Not my problem, say Louisiana’s Repugnantcan legislators: Seventy of them voted in favor of the bill to only 28 who voted no. Seven took a walk. Want their names? Click HERE to see how every member of the House voted.
This despicable bill goes along with that quote from the late comedian Brother Dave Gardner that I cited a while back in another post: “If a man’s down, kick him. If he survives it, he has a chance to rise above it.” That truly seems to be the attitude of these 70 legislators. To solve the problem of high prison costs, lets’s just lock up more people to care for and to feed.
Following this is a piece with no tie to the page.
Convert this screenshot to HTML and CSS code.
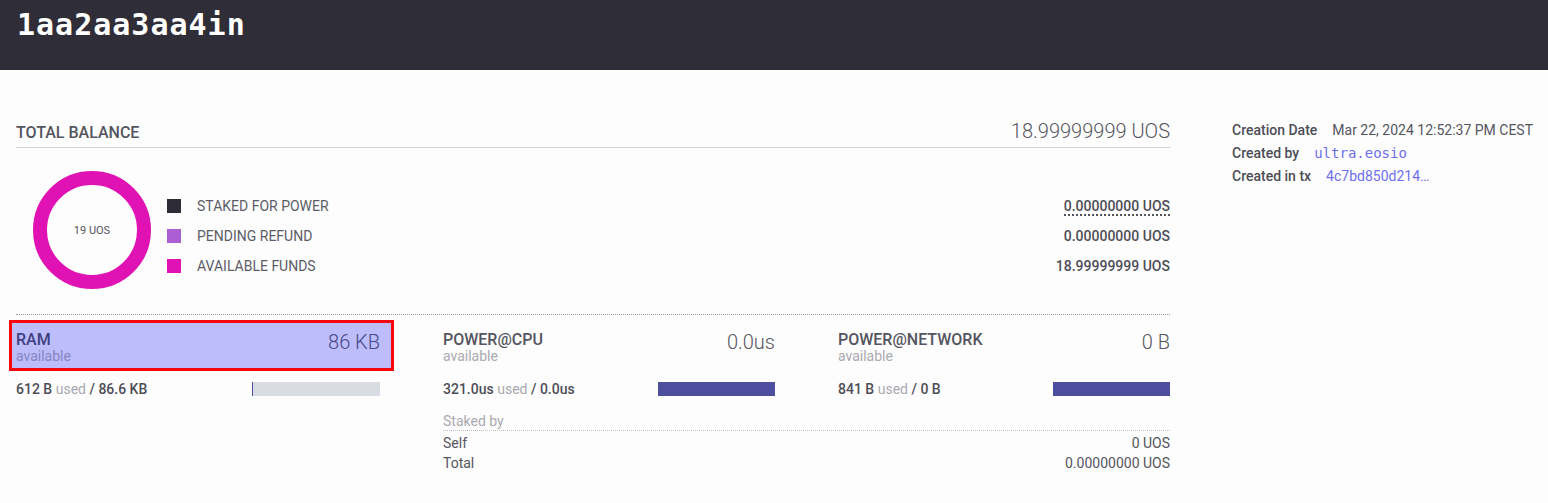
FILE: index.html
```html
<!DOCTYPE html>
<html lang="en">
<head>
<meta charset="utf-8">
<title>1aa2aa3aa4in</title>
<link rel="stylesheet" href="styles.css">
</head>
<body>
<header class="topbar">
  <h1 class="account-name">1aa2aa3aa4in</h1>
</header>
<main class="page">
  <section class="balance">
    <div class="balance-head">
      <h2 class="balance-title">TOTAL BALANCE</h2>
      <span class="balance-total">18.99999999 UOS</span>
    </div>
    <div class="overview">
      <div class="donut">
        <svg class="donut-svg" viewBox="0 0 118 118" width="118" height="118">
          <circle cx="59" cy="59" r="52" fill="none" stroke="#e112b4" stroke-width="14"/>
        </svg>
        <span class="donut-label">19 UOS</span>
      </div>
      <ul class="legend">
        <li class="legend-row"><i class="swatch swatch-staked"></i><span class="legend-label">STAKED FOR POWER</span><span class="legend-value"><span class="dotted">0.00000000 UOS</span></span></li>
        <li class="legend-row"><i class="swatch swatch-refund"></i><span class="legend-label">PENDING REFUND</span><span class="legend-value">0.00000000 UOS</span></li>
        <li class="legend-row"><i class="swatch swatch-funds"></i><span class="legend-label">AVAILABLE FUNDS</span><span class="legend-value">18.99999999 UOS</span></li>
      </ul>
    </div>
    <div class="resources">
      <div class="res">
        <div class="res-head hl">
          <div class="res-names">
            <div class="res-title">RAM</div>
            <div class="res-sub">available</div>
          </div>
          <div class="res-amount">86 KB</div>
        </div>
        <div class="res-usage">
          <span class="usage-text"><b>612 B</b> <span class="muted">used</span> <b>/ 86.6 KB</b></span>
          <span class="bar"><span class="bar-fill" style="width:0.7%"></span></span>
        </div>
      </div>
      <div class="res">
        <div class="res-head">
          <div class="res-names">
            <div class="res-title">POWER@CPU</div>
            <div class="res-sub">available</div>
          </div>
          <div class="res-amount">0.0us</div>
        </div>
        <div class="res-usage">
          <span class="usage-text"><b>321.0us</b> <span class="muted">used</span> <b>/ 0.0us</b></span>
          <span class="bar"><span class="bar-fill" style="width:100%"></span></span>
        </div>
      </div>
      <div class="res">
        <div class="res-head">
          <div class="res-names">
            <div class="res-title">POWER@NETWORK</div>
            <div class="res-sub">available</div>
          </div>
          <div class="res-amount">0 B</div>
        </div>
        <div class="res-usage">
          <span class="usage-text"><b>841 B</b> <span class="muted">used</span> <b>/ 0 B</b></span>
          <span class="bar"><span class="bar-fill" style="width:100%"></span></span>
        </div>
      </div>
      <div class="staked">
        <div class="staked-head">Staked by</div>
        <div class="staked-row"><span>Self</span><span>0 UOS</span></div>
        <div class="staked-row"><span>Total</span><span>0.00000000 UOS</span></div>
      </div>
    </div>
  </section>
  <aside class="meta">
    <div class="meta-row"><span class="meta-label">Creation Date</span><span class="meta-value">Mar 22, 2024 12:52:37 PM CEST</span></div>
    <div class="meta-row"><span class="meta-label">Created by</span><a class="meta-link mono" href="#">ultra.eosio</a></div>
    <div class="meta-row"><span class="meta-label">Created in tx</span><a class="meta-link" href="#">4c7bd850d214…</a></div>
  </aside>
</main>
</body>
</html>
```
FILE: styles.css
```css
* { box-sizing: border-box; }

html, body {
  margin: 0;
  padding: 0;
  background: #fdfdfd;
  font-family: Roboto, "Noto Sans", "Liberation Sans", sans-serif;
  color: #55555f;
  font-size: 14px;
}

.topbar {
  height: 70px;
  background: #2f2d37;
  padding: 4px 0 0 17px;
}

.account-name {
  margin: 0;
  font-family: "DejaVu Sans Mono", "Liberation Mono", monospace;
  font-weight: bold;
  font-size: 30px;
  letter-spacing: 1px;
  line-height: 41px;
  color: #ffffff;
}

.page {
  display: flex;
  align-items: flex-start;
  gap: 62px;
  padding: 49px 16px 0 16px;
}

.balance {
  width: 1154px;
  flex: none;
}

.balance-head {
  display: flex;
  justify-content: space-between;
  align-items: baseline;
  padding-bottom: 4px;
  border-bottom: 1px solid #d4d4dc;
}

.balance-title {
  margin: 0;
  font-size: 16px;
  font-weight: 500;
  line-height: 20px;
  color: #55555f;
}

.balance-total {
  font-size: 20px;
  font-weight: 300;
  line-height: 24px;
  color: #55555f;
}

.overview {
  display: flex;
  align-items: flex-start;
  padding: 23px 0 25px 0;
  border-bottom: 1px dotted #9a9aa2;
}

.donut {
  position: relative;
  width: 118px;
  height: 118px;
  margin-left: 17px;
  flex: none;
}

.donut-svg { display: block; }

.donut-label {
  position: absolute;
  inset: 0;
  display: flex;
  align-items: center;
  justify-content: center;
  font-size: 11px;
  color: #55555f;
}

.legend {
  list-style: none;
  margin: 20px 0 0 16px;
  padding: 0;
  flex: 1;
}

.legend-row {
  display: flex;
  align-items: center;
  height: 30px;
  line-height: 30px;
}

.swatch {
  width: 14px;
  height: 14px;
  flex: none;
  margin-right: 16px;
}
.swatch-staked { background: #2e2c36; }
.swatch-refund { background: #ab5fd3; }
.swatch-funds { background: #e112b4; }

.legend-label {
  font-size: 14px;
  color: #5c5c67;
  flex: 1;
}

.legend-value {
  font-size: 14px;
  font-weight: 500;
  color: #4d4d57;
}

.dotted {
  border-bottom: 2px dotted #55555f;
}

.resources {
  display: grid;
  grid-template-columns: 364px 332px 332px;
  column-gap: 63px;
  row-gap: 13px;
  margin-top: 5px;
}

.res-head {
  display: flex;
  justify-content: space-between;
  align-items: flex-start;
  padding: 11px 0 7px 0;
}

.res-head.hl {
  margin: 0 -14px 0 -7px;
  padding: 8px 11px 4px 4px;
  border: 3px solid #f8070f;
  background: #bdbdfb;
}

.res-title {
  font-size: 16px;
  font-weight: 500;
  line-height: 17px;
  color: #55555f;
}

.res-sub {
  font-size: 14px;
  line-height: 16px;
  color: #a9a9b1;
}

.res-amount {
  font-size: 20px;
  font-weight: 300;
  line-height: 24px;
  margin-top: -1px;
  color: #55555f;
}

.hl .res-title { color: #40407f; }
.hl .res-sub { color: #8585c2; }
.hl .res-amount { color: #48488a; }

.res-usage {
  display: flex;
  justify-content: space-between;
  align-items: center;
  height: 20px;
  margin-top: 8px;
}

.usage-text {
  font-size: 14px;
  line-height: 20px;
  color: #4d4d57;
}

.usage-text b { font-weight: 500; }

.muted {
  color: #a9a9b1;
  font-weight: 400;
}

.bar {
  display: block;
  width: 35.3%;
  height: 14px;
  background: #d9dce3;
}

.bar-fill {
  display: block;
  height: 100%;
  min-width: 1px;
  background: #4e4e9f;
}

.staked {
  grid-column: 2 / 4;
}

.staked-head {
  font-size: 14px;
  line-height: 18px;
  color: #a9a9b1;
  border-bottom: 1px dotted #bdbdc4;
  margin-bottom: 2px;
}

.staked-row {
  display: flex;
  justify-content: space-between;
  font-size: 14px;
  line-height: 20px;
  color: #55555f;
}

.meta {
  flex: none;
}

.meta-row {
  display: flex;
  gap: 15px;
  line-height: 23px;
  font-size: 14px;
  white-space: nowrap;
}

.meta-label {
  font-weight: 500;
  color: #4d4d57;
}

.meta-value { color: #55555f; }

.meta-link {
  color: #6f6fee;
  text-decoration: none;
}

.meta-link.mono {
  font-family: "DejaVu Sans Mono", "Liberation Mono", monospace;
  font-size: 14px;
}
```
We can always cut health care, education and early childhood development.
Sure, homelessness is a problem and it’s growing. When we send young men off to war and then ignore them when they come home. when people like Ronald Reagan all the way down to Bobby Jindal shutter the doors of mental health facilities, when foster children “age out” when they turn 18 and have nowhere to turn, when as many as 3.3 million children are victims of sex or labor trafficking at any given time, you have homelessness. And that’s not even counting the addicts who desperately need help. And punishment on top of misfortune is not help by anyone’s definition.
We do not need more laws to incarcerate even more people, despite what the executives of the myriad private prisons popping up across the horizon claim.
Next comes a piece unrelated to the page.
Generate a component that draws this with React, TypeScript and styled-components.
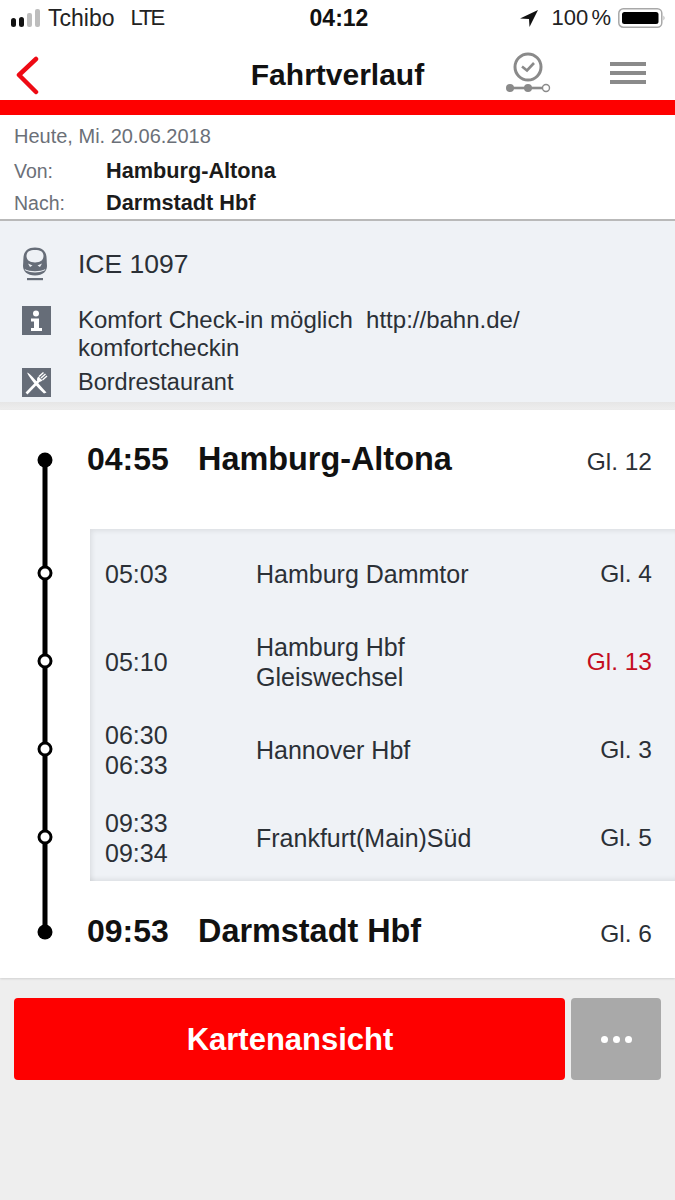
import React from 'react';
import styled, { createGlobalStyle } from 'styled-components';

const GlobalStyle = createGlobalStyle`
  html, body { margin: 0; padding: 0; background: #eeeeee; }
  body { font-family: "Liberation Sans", Arial, sans-serif; color: #2b3036; }
`;

const stops = [
  { times: ['05:03'], name: ['Hamburg Dammtor'], track: 'Gl. 4' },
  { times: ['05:10'], name: ['Hamburg Hbf', 'Gleiswechsel'], track: 'Gl. 13', changed: true },
  { times: ['06:30', '06:33'], name: ['Hannover Hbf'], track: 'Gl. 3' },
  { times: ['09:33', '09:34'], name: ['Frankfurt(Main)Süd'], track: 'Gl. 5' },
];

function Signal() {
  return (
    <svg width="29" height="18" viewBox="0 0 29 18">
      <rect x="0" y="9" width="5" height="9" rx="2.5" fill="#111" />
      <rect x="8" y="8" width="5" height="10" rx="2.5" fill="#111" />
      <rect x="16" y="4" width="5" height="14" rx="2" fill="#bdbdbd" />
      <rect x="24" y="0" width="5" height="18" rx="2" fill="#bdbdbd" />
    </svg>
  );
}

function LocationArrow() {
  return (
    <svg width="18" height="17" viewBox="0 0 18 17">
      <path d="M18 0 L0 8.5 L9 9 L9.5 17 Z" fill="#111" />
    </svg>
  );
}

function Battery() {
  return (
    <svg width="47" height="20" viewBox="0 0 47 20">
      <rect x="0.8" y="0.8" width="43" height="18.4" rx="4.5" fill="none" stroke="#a8a8a8" strokeWidth="1.5" />
      <rect x="4" y="4" width="36.5" height="12" rx="2.5" fill="#000" />
      <path d="M45.5 7.5 q2 2.5 0 5 Z" fill="#a8a8a8" />
    </svg>
  );
}

function BackIcon() {
  return (
    <svg width="26" height="40" viewBox="0 0 26 40">
      <path d="M22 4 L5 20 L22 37" fill="none" stroke="#ee0a14" strokeWidth="4.5" strokeLinecap="round" strokeLinejoin="round" />
    </svg>
  );
}

function TimelineIcon() {
  return (
    <svg width="46" height="42" viewBox="0 0 46 42">
      <circle cx="23" cy="15" r="13" fill="none" stroke="#8a8a8a" strokeWidth="3" />
      <path d="M17 14.5 L22 18.5 L29 11" fill="none" stroke="#8a8a8a" strokeWidth="2.6" />
      <path d="M5 36 H37" stroke="#8a8a8a" strokeWidth="2.6" />
      <circle cx="5" cy="36" r="4" fill="#8a8a8a" />
      <circle cx="23" cy="36" r="4" fill="#8a8a8a" />
      <circle cx="41" cy="36" r="3.5" fill="#fff" stroke="#8a8a8a" strokeWidth="1.4" />
    </svg>
  );
}

function TrainIcon() {
  return (
    <svg width="26" height="34" viewBox="0 0 26 34">
      <path d="M13 0.5 C20 0.5 24 4 24.5 10 L25 19 C25 24 21 28.5 13 28.5 C5 28.5 1 24 1 19 L1.5 10 C2 4 6 0.5 13 0.5 Z" fill="#666d78" />
      <path d="M13 3 C18 3 21.5 4.5 21.5 9 C21.5 12.5 19 14.5 16.5 15 C14 15.5 12 15.5 9.5 15 C7 14.5 4.5 12.5 4.5 9 C4.5 4.5 8 3 13 3 Z" fill="#eef1f5" />
      <path d="M6 16.5 L10.5 18.5 L8 20 Z M20 16.5 L15.5 18.5 L18 20 Z" fill="#eef1f5" />
      <path d="M2.5 22 C8 25 18 25 23.5 22 L22.5 23.5 C17 26 9 26 3.5 23.5 Z" fill="#eef1f5" />
      <rect x="5" y="31" width="16" height="2.2" fill="#666d78" />
    </svg>
  );
}

function InfoIcon() {
  return (
    <svg width="29" height="29" viewBox="0 0 29 29">
      <rect width="29" height="29" fill="#666d78" />
      <circle cx="14" cy="7.5" r="3" fill="#fff" />
      <path d="M9 12.5 H17 V22 H20 V25 H9 V22 H12 V15.5 H9 Z" fill="#fff" />
    </svg>
  );
}

function RestaurantIcon() {
  return (
    <svg width="29" height="29" viewBox="0 0 29 29">
      <rect width="29" height="29" fill="#666d78" />
      <path d="M5 4.5 C9 6 15 14 24.5 24.5 L22 25.5 C15 19 8 11 5 4.5 Z" fill="#fff" />
      <path d="M4.5 25.5 L18 11.5" stroke="#fff" strokeWidth="2.6" />
      <path d="M17 8.5 L21.5 4.5 M19 10 L23.5 6 M20.5 12 L25 8" stroke="#fff" strokeWidth="1.4" />
      <path d="M16.5 8.5 L20.5 12.5 C19 14 17 14 15.5 12.5 C14.5 11.5 15 10 16.5 8.5 Z" fill="#fff" />
    </svg>
  );
}

function Rail() {
  const open = [163, 251, 339, 427];
  return (
    <svg width="90" height="568" viewBox="0 0 90 568">
      <path d="M45 50 V522" stroke="#000" strokeWidth="5" />
      <circle cx="45" cy="50" r="7.5" fill="#000" />
      {open.map((y) => (
        <circle key={y} cx="45" cy={y} r="6" fill="#fff" stroke="#000" strokeWidth="3" />
      ))}
      <circle cx="45" cy="522" r="7.5" fill="#000" />
    </svg>
  );
}

export default function App() {
  return (
    <Screen>
      <GlobalStyle />
      <StatusBar>
        <StatusSide>
          <Signal />
          <Carrier>Tchibo</Carrier>
          <Network>LTE</Network>
        </StatusSide>
        <Clock>04:12</Clock>
        <StatusRight>
          <ArrowSlot><LocationArrow /></ArrowSlot>
          <Percent>100 %</Percent>
          <Battery />
        </StatusRight>
      </StatusBar>

      <NavBar>
        <BackButton><BackIcon /></BackButton>
        <NavTitle>Fahrtverlauf</NavTitle>
        <NavIcons>
          <TimelineSlot><TimelineIcon /></TimelineSlot>
          <MenuIcon><i /><i /><i /></MenuIcon>
        </NavIcons>
      </NavBar>
      <RedBar />

      <TripInfo>
        <TripDate>Heute, Mi. 20.06.2018</TripDate>
        <TripRow><TripLabel>Von:</TripLabel><TripValue>Hamburg-Altona</TripValue></TripRow>
        <TripRow><TripLabel>Nach:</TripLabel><TripValue>Darmstadt Hbf</TripValue></TripRow>
      </TripInfo>

      <TrainPanel>
        <TrainRow $height={66}><IconSlot><TrainIcon /></IconSlot><TrainName>ICE 1097</TrainName></TrainRow>
        <NoteRow>
          <IconSlot><InfoIcon /></IconSlot>
          <TrainText>Komfort Check-in möglich&nbsp; http://bahn.de/<br />komfortcheckin</TrainText>
        </NoteRow>
        <TrainRow $height={29}><IconSlot><RestaurantIcon /></IconSlot><ServiceText>Bordrestaurant</ServiceText></TrainRow>
      </TrainPanel>

      <RouteCard>
        <Rail />
        <RouteBody>
          <EndStop $height={119} $pad={29}>
            <EndTime>04:55</EndTime>
            <EndName>Hamburg-Altona</EndName>
            <EndTrack>Gl. 12</EndTrack>
          </EndStop>
          <ViaPanel>
            {stops.map((s) => (
              <ViaRow key={s.track}>
                <ViaTime>{s.times.map((t) => <div key={t}>{t}</div>)}</ViaTime>
                <ViaName>{s.name.map((n) => <div key={n}>{n}</div>)}</ViaName>
                <Track $changed={s.changed}>{s.track}</Track>
              </ViaRow>
            ))}
          </ViaPanel>
          <EndStop $height={97} $pad={30}>
            <EndTime>09:53</EndTime>
            <EndName>Darmstadt Hbf</EndName>
            <EndTrack>Gl. 6</EndTrack>
          </EndStop>
        </RouteBody>
      </RouteCard>

      <Actions>
        <MapButton>Kartenansicht</MapButton>
        <MoreButton><i /><i /><i /></MoreButton>
      </Actions>
    </Screen>
  );
}

const Screen = styled.div`
  width: 675px;
  height: 1200px;
  overflow: hidden;
  background: #eeeeee;
  display: flex;
  flex-direction: column;
`;

const StatusBar = styled.div`
  height: 40px;
  background: #fff;
  padding: 0 10px 4px 11px;
  box-sizing: border-box;
  display: grid;
  grid-template-columns: 1fr auto 1fr;
  align-items: center;
`;

const StatusSide = styled.div`
  display: flex;
  align-items: center;
  gap: 8px;
`;

const StatusRight = styled(StatusSide)`
  justify-content: flex-end;
  gap: 7px;
`;

const ArrowSlot = styled.span`
  display: flex;
  margin-right: 7px;
`;

const Carrier = styled.span`
  font-size: 23px;
  color: #222;
  margin-right: 8px;
`;

const Network = styled.span`
  font-size: 22px;
  letter-spacing: -2px;
  color: #222;
`;

const Percent = styled.span`
  font-size: 22px;
  word-spacing: -3px;
  color: #222;
`;

const Clock = styled.span`
  font-size: 23px;
  font-weight: 700;
  color: #111;
  margin-left: 2px;
`;

const NavBar = styled.div`
  height: 60px;
  box-sizing: border-box;
  background: #fff;
  padding: 10px 14px 0;
  display: grid;
  grid-template-columns: 1fr auto 1fr;
  align-items: center;
`;

const BackButton = styled.div`
  display: flex;
  align-items: center;
`;

const NavTitle = styled.div`
  font-size: 30px;
  font-weight: 700;
  color: #111;
`;

const NavIcons = styled.div`
  display: flex;
  justify-content: flex-end;
  align-items: center;
  gap: 59px;
  padding-right: 15px;
`;

const TimelineSlot = styled.div`
  display: flex;
  margin-bottom: 4px;
`;

const MenuIcon = styled.div`
  width: 36px;
  margin-bottom: 4px;
  display: flex;
  flex-direction: column;
  gap: 5px;
  i { display: block; height: 4px; background: #8a8a8a; }
`;

const RedBar = styled.div`
  height: 15px;
  background: #fe0000;
`;

const TripInfo = styled.div`
  height: 106px;
  box-sizing: border-box;
  padding: 10px 14px 0;
  background: #fff;
  border-bottom: 2px solid #b9b9b9;
`;

const TripDate = styled.div`
  font-size: 20px;
  line-height: 22px;
  color: #6b7078;
  margin-bottom: 8px;
`;

const TripRow = styled.div`
  display: flex;
  height: 32px;
  align-items: center;
`;

const TripLabel = styled.div`
  width: 92px;
  font-size: 19.5px;
  color: #6b7078;
`;

const TripValue = styled.div`
  font-size: 21.7px;
  font-weight: 700;
  color: #1b1b1b;
`;

const TrainPanel = styled.div`
  height: 189px;
  box-sizing: border-box;
  padding-top: 10px;
  background: linear-gradient(#eff2f6 0, #eff2f6 181px, #e6e6e6 181px, #eeeeee 189px);
`;

const TrainRow = styled.div<{ $height: number }>`
  height: ${(p) => p.$height}px;
  display: flex;
  align-items: center;
`;

const NoteRow = styled.div`
  height: 71px;
  box-sizing: border-box;
  padding-top: 9px;
  display: flex;
  align-items: flex-start;
`;

const IconSlot = styled.div`
  width: 78px;
  padding-left: 22px;
  box-sizing: border-box;
  display: flex;
`;

const TrainName = styled.div`
  font-size: 26.5px;
  color: #2b3036;
`;

const TrainText = styled.div`
  font-size: 24px;
  line-height: 28px;
  color: #2b3036;
`;

const ServiceText = styled.div`
  font-size: 23.5px;
  line-height: 29px;
  color: #2b3036;
`;

const RouteCard = styled.div`
  height: 568px;
  display: flex;
  background: #fff;
  box-shadow: 0 1px 2px rgba(0, 0, 0, 0.12);
`;

const RouteBody = styled.div`
  flex: 1;
  display: flex;
  flex-direction: column;
`;

const EndStop = styled.div<{ $height: number; $pad: number }>`
  height: ${(p) => p.$height}px;
  box-sizing: border-box;
  padding: ${(p) => p.$pad}px 23px 0 0;
  display: flex;
  align-items: flex-start;
  line-height: 40px;
`;

const EndTime = styled.div`
  width: 111px;
  margin-left: -3px;
  font-size: 32px;
  font-weight: 700;
  color: #111;
`;

const EndName = styled.div`
  flex: 1;
  font-size: 32.4px;
  font-weight: 700;
  color: #111;
`;

const Track = styled.div<{ $changed?: boolean }>`
  font-size: 24.5px;
  line-height: 40px;
  color: ${(p) => (p.$changed ? '#c40d1e' : '#2b3036')};
`;

const EndTrack = styled(Track)`
  margin-top: 3px;
`;

const ViaPanel = styled.div`
  height: 352px;
  background: #eff2f6;
  box-shadow: inset 5px 5px 5px -3px rgba(0, 0, 0, 0.08), inset 0 -5px 5px -3px rgba(0, 0, 0, 0.08);
`;

const ViaRow = styled.div`
  height: 88px;
  box-sizing: border-box;
  padding: 2px 23px 0 15px;
  display: flex;
  align-items: center;
  font-size: 25px;
  line-height: 30px;
  color: #2b3036;
`;

const ViaTime = styled.div`
  width: 151px;
`;

const ViaName = styled.div`
  flex: 1;
`;

const Actions = styled.div`
  padding: 20px 14px 0;
  display: flex;
  gap: 6px;
`;

const MapButton = styled.div`
  width: 551px;
  height: 82px;
  box-sizing: border-box;
  padding: 1px 0 0 1px;
  border-radius: 4px;
  background: #fe0000;
  color: #fff;
  font-size: 31px;
  font-weight: 700;
  display: flex;
  align-items: center;
  justify-content: center;
`;

const MoreButton = styled.div`
  width: 90px;
  height: 82px;
  border-radius: 4px;
  background: #a9a9a9;
  display: flex;
  align-items: center;
  justify-content: center;
  gap: 5px;
  i { width: 7px; height: 7px; border-radius: 50%; background: #fff; }
`;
First of all, I see absolutely no reason whatsoever for the existence of a private prison. They exist only to reap money from caging human beings. That is unquestionably wrong. Prisons should never have been allowed to become a profit-making enterprise. That is not their purpose. When profits are factored in, care and rehabilitation are quickly factored out. The lower the maintenance cost, the better the bottom line.
“More than half of the nation is one crisis away from homelessness.” According to the U.S. Interagency Council on Homelessness.
That’s been said many ways, but in the end, the meaning is always the same.
It might be good advice to Villio and her 69 colleagues to take heed of that admonition and proceed accordingly.